Personal Life and Character
Kirkpatrick's marriage to Evron M. Kirkpatrick was a partnership of shared intellectual interests and professional support. Friends and colleagues often remarked on her combination of scholarly rigor and political tenacity, as well as the directness of her prose and speech. She valued teaching and mentorship, and former students recalled her insistence that ideas mattered because they guided the use of power. Although she was admired by many for her clarity and resolve, she was also criticized by human rights advocates and liberal internationalists who believed her approach licensed short-term compromises that delayed justice. She understood these critiques as part of a larger, necessary argument about how democracies should defend themselves without losing their soul.

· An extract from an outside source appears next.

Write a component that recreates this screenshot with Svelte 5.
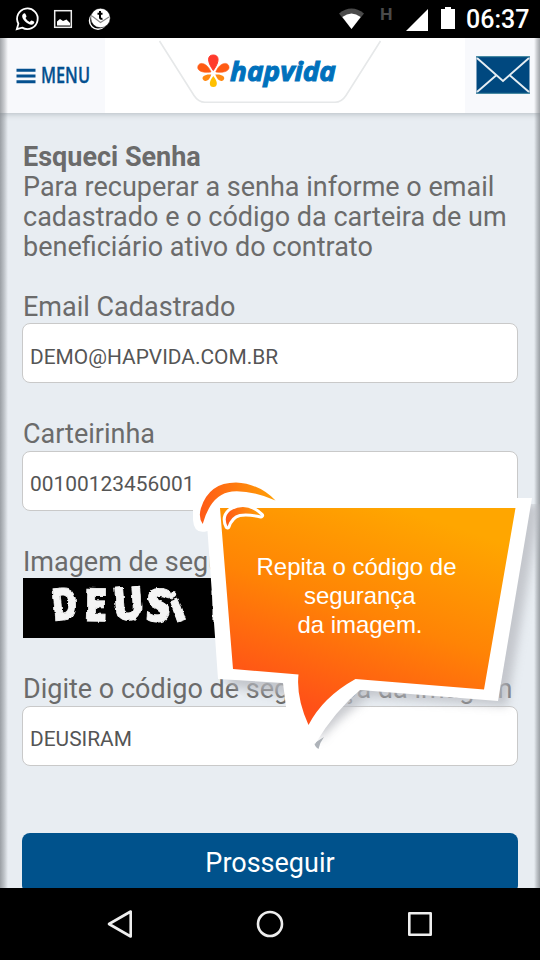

The respect she commanded across partisan lines owed much to her willingness to argue in good faith and to accept the burdens that come with public controversy.
Death and Legacy
Jeane Kirkpatrick died in 2006, closing a career that bridged the worlds of scholarship, diplomacy, and national politics. She left behind a body of writing and a set of arguments that continue to be cited in discussions about authoritarianism, totalitarianism, and the hard choices of statecraft. Her service at the United Nations established a template for an assertive American diplomatic posture at a time when the institution was often a battleground for ideological competition. The circle of figures with whom she worked or sparred, Ronald Reagan, George P. Shultz, Alexander Haig, Caspar Weinberger, George H. W. Bush, Norman Podhoretz, Vernon Walters, and many others, testifies to the central role she played in the strategic debates of her era. For admirers, she stood for the proposition that realism and moral judgment can be reconciled; for critics, she epitomized the risks of subordinating human rights to geopolitical struggle. Either way, her name remains synonymous with a doctrine that challenged conventional wisdom and left a lasting imprint on American foreign policy.